For years, environmental conservationists have waxed poetic about the benefits of landscaping with native vegetation. Native plants attract birds to your yard, are easy to care for, are not invasive, and naturally foster biodiversity. While it's undeniable that native vegetation has its perks — just ask a monarch butterfly — deep down, all these green benefits hide their fair share of grays, half-truths, and innocent lies. Native plants aren't the end-all, know-all ecological solution that they're touted to be, and that's because it's hard to get a grip on what truly makes a native plant... native.

Despite several attempts (and definitions), the nativity hypothesis remains an enigma, meaning there's no foolproof method to define when a plant turns native. Ideally, that shouldn't be a problem if you aren't too hung up over the technicalities, but then all discussions on their planting advantages are undercooked, if not ill-informed. Moreover, nativity doesn't equal adaptation and survival. For instance, the Joshua tree, a Californian native, can barely survive there because of unfavorable conditions.
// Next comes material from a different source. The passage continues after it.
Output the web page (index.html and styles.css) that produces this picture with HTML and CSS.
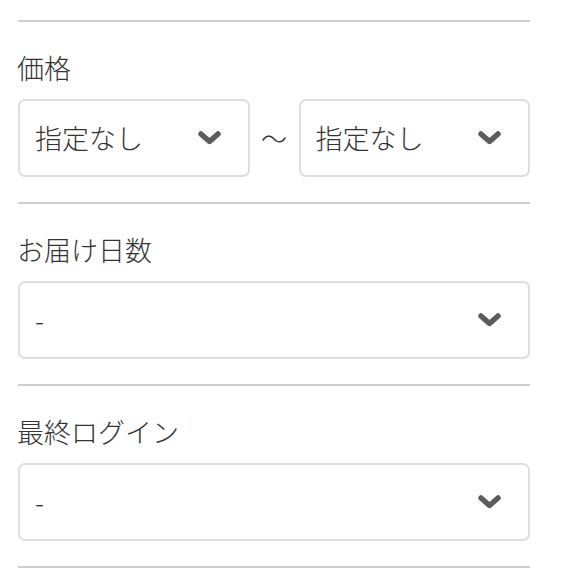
FILE: index.html
```html
<!DOCTYPE html>
<html lang="ja">
<head>
<meta charset="utf-8">
<link rel="stylesheet" href="styles.css">
</head>
<body>
<div class="filters">
  <section class="field">
    <div class="label">価格</div>
    <div class="range">
      <div class="select"><span class="value">指定なし</span><svg class="chev" viewBox="0 0 23 14" width="23" height="14"><polyline points="3,3 11.5,10.5 20,3"/></svg></div>
      <div class="tilde">〜</div>
      <div class="select"><span class="value">指定なし</span><svg class="chev" viewBox="0 0 23 14" width="23" height="14"><polyline points="3,3 11.5,10.5 20,3"/></svg></div>
    </div>
  </section>
  <section class="field">
    <div class="label">お届け日数</div>
    <div class="select"><span class="value">-</span><svg class="chev" viewBox="0 0 23 14" width="23" height="14"><polyline points="3,3 11.5,10.5 20,3"/></svg></div>
  </section>
  <section class="field">
    <div class="label">最終ログイン</div>
    <div class="select"><span class="value">-</span><svg class="chev" viewBox="0 0 23 14" width="23" height="14"><polyline points="3,3 11.5,10.5 20,3"/></svg></div>
  </section>
  <div class="end"></div>
</div>
</body>
</html>
```
FILE: styles.css
```css
html, body {
  margin: 0;
  padding: 0;
  background: #fff;
}
body {
  font-family: "Noto Sans CJK JP", "Noto Sans", sans-serif;
  font-weight: 300;
  color: #333;
}
.filters {
  width: 512px;
  margin-left: 18px;
  padding-top: 20px;
}
.field {
  border-top: 2px solid #cfcfcf;
  padding: 28px 0 25px;
}
.label {
  font-size: 27px;
  line-height: 36px;
  height: 36px;
  margin-bottom: 13px;
  margin-left: -1px;
  color: #333;
}
.range {
  display: flex;
  align-items: center;
}
.range .select {
  flex: 1;
}
.tilde {
  width: 49px;
  text-align: center;
  font-size: 26px;
  line-height: 36px;
  color: #333;
}
.select {
  box-sizing: border-box;
  height: 78px;
  border: 2px solid #dedede;
  border-radius: 7px;
  display: flex;
  align-items: center;
  padding-left: 15px;
  padding-right: 27px;
}
.value {
  flex: 1;
  font-size: 27px;
  line-height: 36px;
  color: #333;
}
.chev {
  display: block;
}
.chev polyline {
  fill: none;
  stroke: #5c5c5c;
  stroke-width: 5.5;
  stroke-linecap: round;
  stroke-linejoin: round;
}
.end {
  border-top: 2px solid #cfcfcf;
}
```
So, it's worthwhile to learn whether your chosen native plant can actually survive in your garden and yield the benefits it's supposed to have.

What makes plants native

Plants are called native when they naturally occur in a location without human involvement, which defaults to all plants from the pre-European colonization era. However, this ignores the role played by the indigenous people who heavily transplanted and traded seeds and plant material across tribes, further muddying the definition of nativity. Besides, there are other natural ways to propagate plants, as happened in the case of the Mojave Desert's distinct Creosote Bush plantation, whose seeds were brought in by birds (rather than humans) from South America. Yet, the plant is tagged as native.
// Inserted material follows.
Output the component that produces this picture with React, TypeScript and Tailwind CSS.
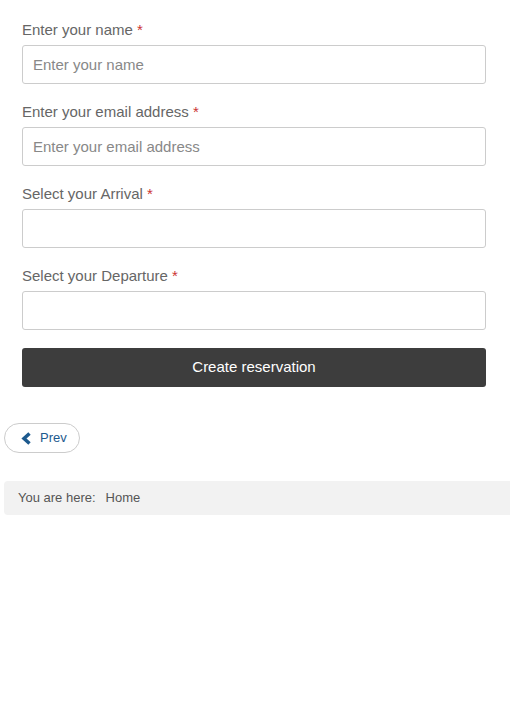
import React from "react";

function Field({ label, placeholder }: { label: string; placeholder?: string }) {
  return (
    <div className="mb-[18px]">
      <label className="block h-[20px] text-[15px] leading-[20px] text-[#666] mb-[5px]">
        {label} <span className="text-[#c33]">*</span>
      </label>
      <input
        type="text"
        placeholder={placeholder}
        className="block w-full h-[39px] border border-[#ccc] rounded-[3px] px-[10px] text-[15px] text-[#555] placeholder:text-[#888] bg-white outline-none"
      />
    </div>
  );
}

export default function App() {
  return (
    <div className="w-[510px] min-h-[706px] bg-white" style={{ fontFamily: '"Liberation Sans", Arial, sans-serif' }}>
      <div className="pt-[20px] pl-[22px] w-[486px]">
        <Field label="Enter your name" placeholder="Enter your name" />
        <Field label="Enter your email address" placeholder="Enter your email address" />
        <Field label="Select your Arrival" />
        <Field label="Select your Departure" />
        <button className="block w-full h-[39px] bg-[#3d3d3d] text-white text-[15px] rounded-[3px]">
          Create reservation
        </button>
      </div>
      <div className="pl-[4px] mt-[36px]">
        <button className="flex items-center gap-[8px] h-[30px] w-[76px] pl-[16px] border border-[#ccc] rounded-full text-[13px] text-[#1d5a8e] bg-white">
          <svg width="11" height="13" viewBox="0 0 11 13">
            <path d="M8.5 1.5 L3 6.5 L8.5 11.5" fill="none" stroke="#1d5a8e" strokeWidth="3.5" strokeLinejoin="miter" />
          </svg>
          Prev
        </button>
      </div>
      <div className="ml-[4px] mt-[28px] h-[34px] bg-[#f2f2f2] rounded-l-[4px] flex items-center pl-[14px] text-[13px] text-[#555]">
        <span>You are here:</span>
        <span className="ml-[10px]">Home</span>
      </div>
    </div>
  );
}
Not to mention, climate variables have always been influential — then and now. The ecosystem is in constant flux, adding and removing species as time passes, and plants aren't an exception. In fact, with the climate turning warmer, several plants are spilling over to higher latitudes and redefining their cultivation ranges, making plenty of people question if they aren't simply returning to their previous nativity ranges. Counterintuitively, mountain plants are shifting downhill in California to benefit from better rains, further blurring the lines. So, the matter of native plants being a natural, perfect fit for a place is up in the air.

Check for suitability

The issue at hand is that even if a plant is considered native, it still might not survive in its place of origin and may perform even worse in your yard. For example, aspens grow well on the mountainside, but their survival chances aren't any better than equally adaptive non-native plants when grown in your garden. A key reason for the native plants' poor site adaptation is the sheer difference in soil conditions. They aren't used to growing in poorly irrigated, aerated, compacted, and chemically treated soils, in addition to dealing with air pollution and the urban island heat effect. So, being native affords no special survival benefits unless the plant is naturally adaptive. But an adaptive native plant can also be weedy, especially if it grows aggressively like oaks. The USDA's Class C Noxious Weeds class includes quite a few native plants, too. 
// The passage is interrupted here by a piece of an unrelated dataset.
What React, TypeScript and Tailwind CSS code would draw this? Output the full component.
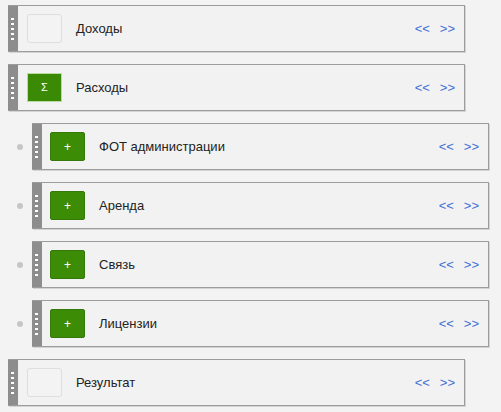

What's significant here, then, is that while there are plenty of solid reasons for the ingrained argument behind the importance of native plant restoration and biodiversity, a simplistic argument of "plant native plants only" isn't supported by the difficulty of defining what's still "native" in an ever-shifting landscape. For instance, yes, native plants are more resilient to native pests, but the very-real presence of exotic pests like Japanese beetles and chestnut blight is a whole new ball game. So, while riding the native plantation drive is admirable, and it's absolutely worth considering a plant's origin before you put it in the ground, the actual logic regarding whether it should or shouldn't go in your garden is more complex than many assume.